Lorenz Korder, Managing Director of IDEO London, said:
“The time will come soon when AI is embedded within every business. Winning in this world will require leaders to give AI a seat in the boardroom, not just a role in the back office.
“Leaders need to know how to embrace AI to create new ideas and fresh businessmodels, not just ever more efficient versions of the businesses which came before.
“In a world which has thrown so many curveballs at business leaders, the disruptive potential of AI is a reason for optimism and growth. We must grasp it.”
C-suite remain skeptical of AI’s potential
Despite the potential of AI to drive growth, a worrying 21% of C-suite leaders do not understand how or why their businesses are using AI. This is in spite of the fact that 45% of C-suite respondents believe that AI will make or break their organisation.
The findings underline that many C-suite leaders are failing to deeply integrate an understanding of AI into their strategy. A surprising 35% of the C-suite have said that AI has changed the way they talk about their products and services but has not changed what they actually do, with 26% believing AI is a passing fad.
-ENDS-
Notes to Editors
For more information or interview requests please contact:
- Ino Rousselet at ideo@hillandknowlton.com, +44 20 7413 3188
Methodology
The survey was conducted between 25 June and 2 July via Focaldata with 1,022 UK business decision-makers, including 256 C-suite respondents. To analyse the business impacts of using AI, 338 IT industry respondents were removed from the analysis.For the experiment, the leaders were all given the task of designing new products and services that could drive growth in their company whilst helping younger people lead more sustainable lives. The respondents were split randomly into three groups:
- The first group, leaders were given a blank slate (no further prompts)
- The second group, leaders were given a list of 5 example ideas generated by AI
- The third group, leaders were given a list of questions/considerations generated by the AI to help leaders with ideation
The diversity of ideas was calculated based on the type of solution considered - 93 categories were used based on those from Project Drawdown.
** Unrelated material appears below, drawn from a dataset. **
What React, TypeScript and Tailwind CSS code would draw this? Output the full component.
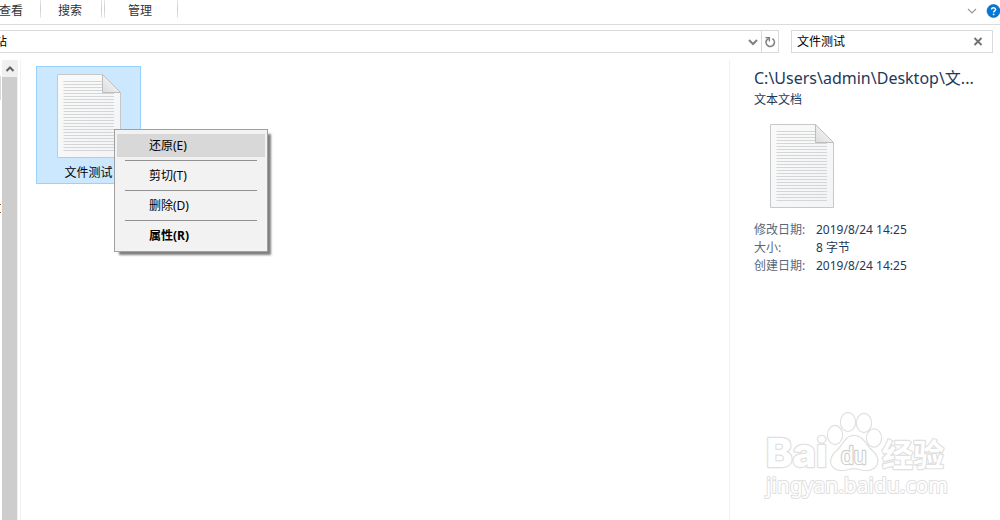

The length of ideas (average word count per idea) was used as a proxy for detail.
About IDEO
IDEO is a multinational business consultancy providing strategic consulting, product and service design, and capability building services. IDEO helps organisations to focus on a vision of the future and to make that vision real.
IDEO supports clients throughout Europe from its studio in London. The London studio is a multidisciplinary community of makers combining expertise in digital design, strategy design, organisational design, service and product design, among others. IDEO’s unique methodologies bring the future into focus by leveraging human insight, prototyping and experimentation to design solutions clients can see, feel and believe in.
IDEO was formed in 1991 with the merging of David Kelley Design (est 1978), Moggridge Associates (est 1969), ID Two (est 1979), and Matrix Product Design (est 1983).
Footnotes
- By diversity, we mean more unique ideas were produced by the sample.
- 2. 9% of “cost cutters” report a reduction in efficiency and 6% report damage to customer relationships. This compares to 3% on average for both data points.